For many applications, it is desirable that a sample be viewed under different spectral distributions at a substantially constant irradiance. Thus, for example, A.S.T.M. Standard D-1729-60T, entitled "Visual Evaluation of Color Differences in Opaque Materials," is often used for color matching of painted surfaces. The A.S.T.M. Standard requires that a specified opaque surface is to be viewed under different spectral conditions and that the irradiance of each of such condition be substantially constant. Thus, in section 5.1.2 of the Standard, it is provided that "For critical evaluation of color differences of materials of medium lightness, the illumination at the center of the viewed area shall be 100 to 125 foot-candles . . . In viewing very light materials, the illumination may be reduced to as low as 50 foot candles . . . and for very dark materials may be increased to as much as 200 foot candles . . . "
The device of the Karl patent is not capable of producing different spectral distributions at a substantially constant level of irradiance.
The prior art repeatedly suggests that, although different spectral distributions may be produced from a single light source and a multiplicity of filters, such distributions will have substantially different irradiances. Thus the "Kodak Color Darkroom Dataguide" (published by the Photographic Products Group, Eastman Kodak Company, Rochester, N.Y. 14650) discusses the adjustments one must make when developing prints using a single light source and different filters. At page 48 of this dataguide, in a paragraph entitled "Exposure Adjustments for Filter-Pack Changes," it is taught that "The overall density of a print is affected by changes in the number and density of the filters in the filter pack . . . For example, if you add 10M to the filter pack, increase exposure by 10 percent." The filter pack referred to in this quotation is mentioned at page 39 of the dataguide, in a paragraph entitled "Kodak Color Printing (CP) Filters" which states that "You place these acetate filters between the light source and the negative . . . When you change the filter pack, you can calculate exposure adjustments from the filter factors for the filters you add or remove."

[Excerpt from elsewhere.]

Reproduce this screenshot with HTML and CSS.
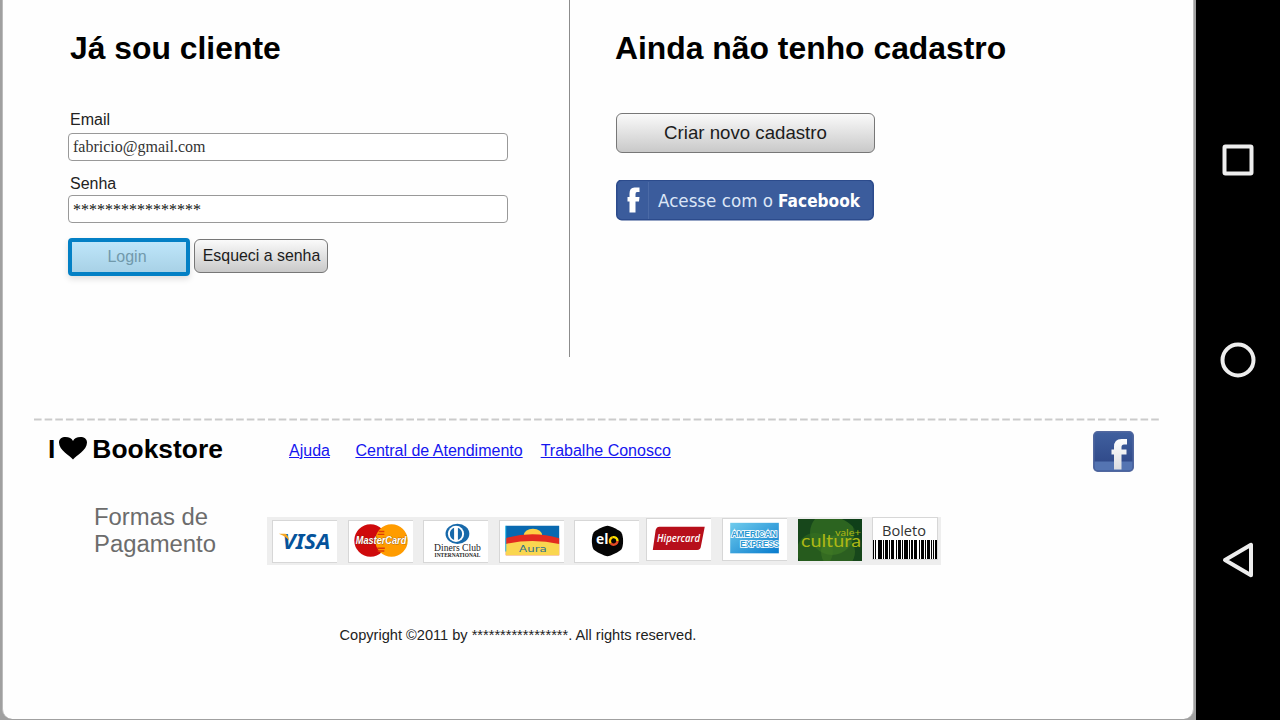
FILE: index.html
```html
<!DOCTYPE html>
<html lang="pt-BR">
<head>
<meta charset="utf-8">
<title>I Love Bookstore</title>
<link rel="stylesheet" href="styles.css">
</head>
<body>
<div class="screen">
  <main class="page">
    <div class="access">
      <section class="client">
        <h1 class="title">Já sou cliente</h1>
        <form class="form">
          <label class="label" for="email">Email</label>
          <input class="field" id="email" type="text" value="fabricio@gmail.com">
          <label class="label label-second" for="senha">Senha</label>
          <input class="field field-secret" id="senha" type="text" value="****************">
          <div class="actions">
            <button class="button login" type="button">Login</button>
            <button class="button forgot" type="button">Esqueci a senha</button>
          </div>
        </form>
      </section>
      <section class="signup">
        <h1 class="title">Ainda não tenho cadastro</h1>
        <button class="button create" type="button">Criar novo cadastro</button>
        <button class="facebook" type="button">
          <svg width="258" height="41" viewBox="0 0 258 41">
            <rect x=".75" y=".25" width="256.5" height="39.5" rx="5" fill="#3b5c9c" stroke="#2c4b8c" stroke-width="1.5"/>
            <path d="M32.500 2v37" stroke="#4b6aa6"/>
            <path d="M13.500 32.500V21.500H11.500V17H13.500V13.500Q13.500 7.500 18.500 7.500H23.500V12H21Q19.500 12 19.500 14V17H23.500L23 21.500H19.500V32.500Z" fill="#fff"/>
            <text class="fb-text" x="42" y="26.800" textLength="115" lengthAdjust="spacingAndGlyphs">Acesse com o</text>
            <text class="fb-text fb-bold" x="162" y="26.800" textLength="82" lengthAdjust="spacingAndGlyphs">Facebook</text>
          </svg>
        </button>
      </section>
    </div>
    <footer class="footer">
      <svg class="rule" width="1128" height="3"><path d="M0 1.500H1127" stroke="#cbcbcb" stroke-width="2.200" stroke-dasharray="7.600 3.040"/></svg>
      <div class="footer-top">
        <div class="brand">
          <span>I</span>
          <svg class="heart" width="30" height="24" viewBox="0 0 30 24"><path d="M15 23.500C12 19.500 1 14.500 1 6.500C1 2.800 4 1 7.500 1C11 1 14 2.500 15 5C16 2.500 19 1 22.500 1C26 1 29 2.800 29 6.500C29 14.500 18 19.500 15 23.500Z"/></svg>
          <span>Bookstore</span>
        </div>
        <nav class="links">
          <a href="#">Ajuda</a>
          <a href="#">Central de Atendimento</a>
          <a href="#">Trabalhe Conosco</a>
        </nav>
        <svg class="fb-icon" width="41" height="41" viewBox="0 0 41 41">
          <defs>
            <linearGradient id="fbBlue" x2="0" y2="1"><stop stop-color="#40609f"/><stop offset="1" stop-color="#2c4484"/></linearGradient>
            <linearGradient id="fbWhite" x2="0" y2="1"><stop stop-color="#fff"/><stop offset="1" stop-color="#dcdde0"/></linearGradient>
          </defs>
          <rect x=".75" y=".75" width="39.500" height="39.500" rx="4" fill="url(#fbBlue)" stroke="#52689f" stroke-width="1.500"/>
          <path d="M1.500 30.500H39.500V36Q39.500 39.500 36 39.500H5Q1.500 39.500 1.500 36Z" fill="#5474b2"/>
          <path d="M21 38.500V23.500H18.500V18.500H21V16Q21 8 28.500 8H34V13.500H31Q28.500 13.500 28.500 16V18.500H33.500V23.500H28.500V38.500Z" fill="url(#fbWhite)"/>
        </svg>
      </div>
      <div class="payment">
        <h2 class="payment-title">Formas de<br>Pagamento</h2>
        <div class="cards">
          <svg class="card" width="65" height="43" viewBox="0 0 65 43">
            <text x="9" y="29.500" class="visa" textLength="50" lengthAdjust="spacingAndGlyphs">VISA</text>
            <path d="M5 13.500H12Q14.500 14 16 21Q13 16.500 5 13.500Z" fill="#f5a623"/>
          </svg>
          <svg class="card master" width="65" height="43" viewBox="0 0 65 43">
            <circle cx="21.500" cy="20.500" r="17" fill="#cf0a0c"/><circle cx="43.500" cy="20.500" r="17" fill="#ff9c00"/>
            <path d="M30 11h6M29 14h7M28.500 28.500h8M29 31.500h7" stroke="#dc3b08" stroke-width="1.500"/>
            <text x="6" y="24.500" class="master-text" textLength="53" lengthAdjust="spacingAndGlyphs">MasterCard</text>
          </svg>
          <svg class="card diners" width="65" height="43" viewBox="0 0 65 43">
            <ellipse cx="34" cy="13.500" rx="12.500" ry="10.500" fill="#1769aa"/><circle cx="32.500" cy="13.500" r="8.500" fill="#fff"/>
            <path d="M30.500 7A7 7 0 0 0 30.500 20ZM34.500 7A7 7 0 0 1 34.500 20Z" fill="#1769aa"/>
            <text x="9.500" y="31.500" class="serif" font-size="10.500" textLength="49" lengthAdjust="spacingAndGlyphs">Diners Club</text>
            <text x="10" y="38" class="serif heavy" font-size="6" textLength="48" lengthAdjust="spacingAndGlyphs">INTERNATIONAL</text>
          </svg>
          <svg class="card aura" width="65" height="43" viewBox="0 0 65 43">
            <path d="M5 5H61V24H5Z" fill="#0969b0"/><ellipse cx="33.500" cy="16" rx="10" ry="8" fill="#ffcf45"/>
            <path d="M5 18Q33 10 61 18V36H5Z" fill="#e32b20"/><path d="M5 24Q33 18 61 24V36H5Z" fill="#fad650"/>
            <path d="M5 5V32" stroke="#19b5e8"/>
            <text x="19" y="32" class="aura-text" textLength="29" lengthAdjust="spacingAndGlyphs">Aura</text>
          </svg>
          <svg class="card elo" width="65" height="43" viewBox="0 0 65 43">
            <path d="M33 5C36 5 46 10 47.500 12C50 16 50 26 47.500 30C46 32 36 37 33 37C30 37 20 32 18.500 30C16 26 16 16 18.500 12C20 10 30 5 33 5Z" fill="#050505"/>
            <text x="21" y="24.500" class="elo-text" textLength="13" lengthAdjust="spacingAndGlyphs">el</text>
            <g fill="none" stroke-width="2.500"><path d="M36.500 23.500A4 4 0 0 1 38.500 17" stroke="#ffcb00"/><path d="M38.500 17A4 4 0 0 1 43.500 21" stroke="#ffe100"/><path d="M43.500 21A4 4 0 0 1 36.500 23.500" stroke="#e64924"/></g>
          </svg>
          <svg class="card hiper" width="65" height="43" viewBox="0 0 65 43">
            <path d="M12 8H59.500L55.500 28.500Q55 32.500 51.500 32.500H5L8 11.500Q9 8 12 8Z" fill="#b70f1b"/>
            <text x="9.500" y="24" class="hiper-text" textLength="45" lengthAdjust="spacingAndGlyphs">Hipercard</text>
          </svg>
          <svg class="card amex" width="65" height="43" viewBox="0 0 65 43">
            <defs><linearGradient id="amex" x1="0" x2="1" y2="1"><stop stop-color="#70cced"/><stop offset="1" stop-color="#087bcd"/></linearGradient></defs>
            <rect x="6.500" y="4" width="51" height="32" fill="url(#amex)"/>
            <text x="7.500" y="18.500" class="amex-text" textLength="48" lengthAdjust="spacingAndGlyphs">AMERICAN</text>
            <text x="17" y="29" class="amex-text" textLength="41" lengthAdjust="spacingAndGlyphs">EXPRESS</text>
          </svg>
          <svg class="card cultura" width="64" height="42" viewBox="0 0 64 42">
            <rect width="65" height="43" fill="#17471b"/><circle cx="34" cy="14" r="22" fill="#2c6420"/><circle cx="17" cy="32" r="18" fill="#3a7421" opacity=".45"/><circle cx="40" cy="33" r="17" fill="#4b8527" opacity=".4"/><path d="M44 0Q65 10 65 35V0Z" fill="#0f4019"/>
            <text x="37" y="17" class="vale" font-size="9" textLength="26" lengthAdjust="spacingAndGlyphs">vale+</text>
            <text x="3" y="28" class="vale" font-size="17" textLength="60" lengthAdjust="spacingAndGlyphs">cultura</text>
          </svg>
          <svg class="card boleto" width="66" height="43" viewBox="0 0 64 41">
            <text x="9" y="17.500" class="boleto-text" textLength="44" lengthAdjust="spacingAndGlyphs">Boleto</text>
            <path d="M0 22h1v19h-1zM2 22h1v19h-1zM5 22h4v19h-4zM10 22h1v19h-1zM12 22h3v19h-3zM16 22h1v19h-1zM18 22h3v19h-3zM23 22h1v19h-1zM25 22h3v19h-3zM29 22h1v19h-1zM31 22h4v19h-4zM36 22h1v19h-1zM38 22h2v19h-2zM41 22h3v19h-3zM46 22h1v19h-1zM48 22h3v19h-3zM52 22h1v19h-1zM54 22h3v19h-3zM58 22h1v19h-1zM60 22h1v19h-1zM62 22h2v19h-2z"/>
          </svg>
        </div>
      </div>
      <p class="copyright">Copyright ©2011 by *****************. All rights reserved.</p>
    </footer>
  </main>
</div>
<aside class="android">
  <svg width="36" height="36" viewBox="0 0 36 36"><rect x="4.500" y="4.500" width="27" height="27" rx="1"/></svg>
  <svg width="36" height="36" viewBox="0 0 36 36"><circle cx="18" cy="18" r="15.500"/></svg>
  <svg width="36" height="36" viewBox="0 0 36 36"><path d="M31 2.800V33.200L5 18Z"/></svg>
</aside>
</body>
</html>
```
FILE: styles.css
```css
* { box-sizing: border-box; }
body { margin: 0; width: 1280px; height: 720px; display: flex; overflow: hidden; background: #000; font-family: "Liberation Sans", Arial, sans-serif; }
.screen { width: 1196px; height: 720px; padding: 0 2px 1px 2px; background: #a0a0a0; }
.page { height: 719px; background: #fefefe; border: solid #bcbcbc; border-width: 0 1px 0 1px; border-radius: 0 0 10px 10px; }
.access { display: flex; height: 357px; }
.client { width: 567px; padding: 30px 0 0 65px; border-right: 1px solid #8c8c8c; }
.signup { padding: 30px 0 0 46px; display: flex; flex-direction: column; align-items: flex-start; }
.title { margin: 0; font-size: 31.870px; line-height: 37px; font-weight: bold; color: #000; white-space: nowrap; }
.client .title { padding-left: 2px; }
.signup .title { margin-left: -1px; }
.form { display: flex; flex-direction: column; margin: 44px 0 0; }
.label { font-size: 16px; line-height: 18px; height: 22px; padding-left: 2px; color: #222; }
.label-second { margin-top: 14px; height: 20px; line-height: 17px; }
.field { width: 440px; height: 28px; padding: 0 4px 1px; border: 1px solid #999; border-radius: 4px; background: #fff; color: #333; font: 16px "Liberation Serif", serif; }
.field-secret { padding: 2px 4px 0; color: #111; }
.actions { display: flex; gap: 4px; margin-top: 15px; align-items: flex-start; }
.button { border: 1.500px solid #777; border-radius: 6px; background: linear-gradient(#fafafa, #c9c9c9); color: #1c1c1c; font-family: inherit; padding: 0; white-space: nowrap; }
.login { width: 122px; height: 38px; font-size: 16px; color: #7199ab; border: 4px solid #0380c5; border-radius: 4px; background: linear-gradient(#bee6fa, #a8d1e6) padding-box; padding: 0 4px 1px 0; box-shadow: 0 3px 6px rgba(0,0,0,.13); }
.forgot { width: 134px; height: 34px; margin-top: 1px; font-size: 15.900px; padding-left: 1px; }
.create { width: 259px; height: 40px; margin-top: 46px; font-size: 18.670px; }
.facebook { width: 258px; height: 41px; margin-top: 27px; padding: 0; border: 0; background: none; }
.facebook svg, .card, .rule, .heart, .fb-icon { display: block; }
.fb-text { fill: #dce6f7; font: 18px "DejaVu Sans", sans-serif; }
.fb-bold { fill: #fff; font-weight: bold; }
.footer { padding-top: 61px; }
.rule { margin-left: 31px; }
.footer-top { display: flex; height: 58px; padding-left: 45px; }
.brand { display: flex; width: 241px; padding-top: 12px; font-size: 26.400px; line-height: 32px; font-weight: bold; color: #000; }
.heart { margin: 3px 4px 0 3px; }
.links { display: flex; width: 804px; padding-top: 21px; font-size: 16px; line-height: 18px; white-space: nowrap; }
.links a { color: #1515ef; text-decoration: underline; }
.links a:nth-child(2) { margin-left: 25.500px; }
.links a:nth-child(3) { margin-left: 18px; }
.fb-icon { margin-top: 10px; }
.payment { display: flex; padding: 25px 0 0 91px; height: 100px; }
.payment-title { width: 173px; margin: 0; font-size: 23.850px; line-height: 26.500px; font-weight: normal; color: #6c6c6c; }
.cards { display: flex; align-items: flex-start; width: 674px; height: 48px; margin-top: 13px; padding: 3px 5px; background: #eee; }
.card { flex: none; background: #fff; border: solid #d7d7d7; border-width: 1px 0 1px 1px; overflow: hidden; }
.master, .diners, .aura, .elo { margin-left: 10.600px; }
.hiper { margin: -2px 0 0 7.100px; }
.amex { margin: -2px 0 0 10.600px; }
.cultura { margin: -1px 0 0 11px; border: 0; }
.boleto { margin: -3px 0 0 9.500px; border-width: 1px; }
.visa { fill: #05539b; font: italic bold 22px "Noto Sans", sans-serif; }
.master-text { fill: #fff; stroke: #59320f; stroke-width: .5px; paint-order: stroke; font: italic bold 12px "Liberation Sans", sans-serif; }
.serif { fill: #222; font-family: "Liberation Serif", serif; }
.heavy { font-weight: bold; }
.aura-text { fill: #30728a; font: 8.500px "DejaVu Sans", sans-serif; }
.elo-text { fill: #fff; font: bold 14px "Open Sans", sans-serif; }
.hiper-text { fill: #fff; font: italic 600 11px "Open Sans", sans-serif; }
.amex-text { fill: #2998d3; stroke: #fff; stroke-width: 1.800px; paint-order: stroke; font: bold 9px "Liberation Sans", sans-serif; }
.vale { fill: #acb715; font-family: Lato, sans-serif; }
.boleto-text { fill: #333; font: 15px "Open Sans", sans-serif; }
.copyright { margin: 48px 0 0 336.500px; font-size: 14.600px; line-height: 17px; color: #222; white-space: nowrap; }
.android { width: 84px; height: 720px; padding-top: 142px; display: flex; flex-direction: column; align-items: center; gap: 164px; background: #000; }
.android svg { flex: none; fill: none; stroke: #eee; stroke-width: 4px; stroke-linejoin: round; }
```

Not everyone who uses darkroom apparatus has both the expertise, the time, and the patience to calculate correction factors for the differing spectral distributions which must be used to correctly expose a photographic print. Not everyone who uses color matching apparatus to view objects realizes the importance of viewing the objects with spectra which have substantially constant irradiances.
To the best of applicant's knowledge, the prior art did not provide an inexpensive, relatively uncomplicated apparatus which could automatically make the adjustments suggested in the Eastman Kodak dataguide. However, some extraordinarily complicated and expensive apparatuses have been designed which are suitable for similar purposes.
Thus, by way of illustration the Eastman Kodak Company has obtained several patents on complex electro-optical mechanical devices for exposing photographic products which require a substantial amount of sophisticated equipment, expertise, time, money, and patience to use.
Thus, for example, applicant's U.S. Pat. No. 4,922,089 (assigned to Eastman Kodak Company) describes an illumination source which is comprised of a spectroradiometer, a stepping motor, and a variable power supply. This device, which costs in excess of $300,000, must be used in conjunction with a sophisticated computer to control and continually adjust the elements of the device.
It is an object of this invention to provide an inexpensive device which can produce at least two different spectral distributions, each of which have substantially constant irradiance.
It is an object of this invention to provide a device which can be operated with only one control means to provide different spectral distributions with substantially constant irradiance from a light source.
It is an object of this invention to provide an adjustable filter means which, at different levels of adjustment, will provide different spectral distributions, each of which have substantially constant irradiance.
It is an object of this invention to provide a device which can provide different spectral distributions and substantially constant irradiance levels but at different illumination angles.
It is an object of this invention to provide a device which can provide spectra with different color temperatures but with substantially constant irradiance levels.
It is an object of this invention to provide a device which can provide spectra with a color temperature which is either greater than or less than the color temperature of the light source used in the device.
It is an object of this invention to provide a device comprised of an ultraviolet light source which can provide different spectral distributions and/or spectra with different color temperatures, wherein each of said spectra or spectral distributions have substantially the same irradiance level.
It is an object of this invention to provide a device which can simulate all possible daylight conditions, each with the same irradiance.
It is an object of this invention to accomplish one or more of the aforementioned objects with a relatively simple and inexpensive device which contains only one mechanical control means.
It is an object of this invention to accomplish one or more of the aforementioned objects with a device which contains an ultraviolet light source.
It is an object of this invention to accomplish one or more of the aforementioned objects with a device whose spectral output can be viewed at different angles of illumination.
It is an object of this invention to accomplish one or more of the aforementioned objects with a device equipped with means of shading ambient light from the device's viewing surface.